A room divider can satisfy many different purposes, including to create private meeting spaces, changing rooms, interior decoration pieces, or to block out the sun. However, most room dividers are door-like, rigid, and made from inefficient material.
Designers Stephanie Forsythe and Todd MacAllen at Molo studio have developed what may be the world’s most flexible room partition, calling it textile softwall or folding partition. Molo’s softwall can fold, bend, expand and contract, allowing it to be shaped into countless curved or linear formations. Each partition expands up to 15 feet (4.5 meters) long when fully extended but shrinks to the thickness of a book when stored compressed.

Molo’s textile softwalls are incredibly lightweight and come in a range of colors, as well as three different height choices – 8ft, 6ft, 5ft, or 3ft. The colors include ochre brown – which brings a warm earthy feeling, bright indigo – which were “dyed to create rhythms of radiant blues and inky, dark shadows,” and saturated black – which acquired its darkness from bamboo charcoal ink dyes.

Each softwall is made of 220 layers of paper or other flexible paper-like materials – certified by the Forest Stewardship Council. Those layers are then coated with a non-toxic fire retardant and laminated into a honeycomb structure that gives the softwall flexibility to bend and create shapes. As a bonus, the structure’s intricately layered barriers absorb sound.

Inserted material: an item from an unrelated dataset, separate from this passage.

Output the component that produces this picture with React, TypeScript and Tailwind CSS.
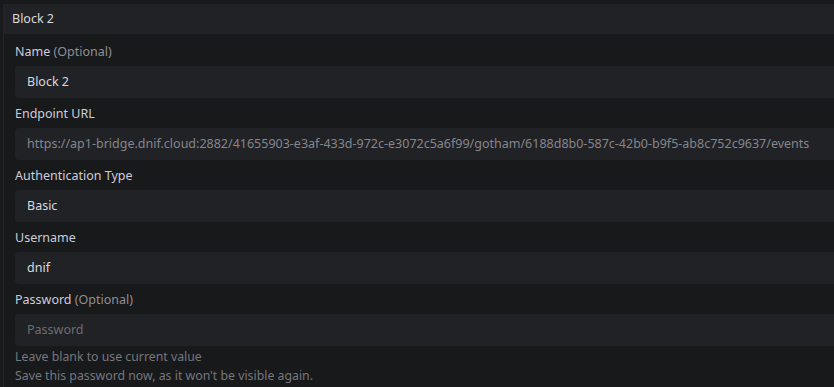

The softwall’s magnetic ends have steel strips to latch onto hard surfaces easily, and a felt handle allows users to expand and contract the partition like a sliding door. These magnetic ends enable users to attach additional softwalls to each other to double or triple the size. The more softwalls linked together, the more curves and spaces users can create, and the longer it will be.
Molo’s folding partition can be arranged as a room divider, an acoustic partition to create privacy between spaces, or a dramatic backdrop for a performance, a speech, or an event.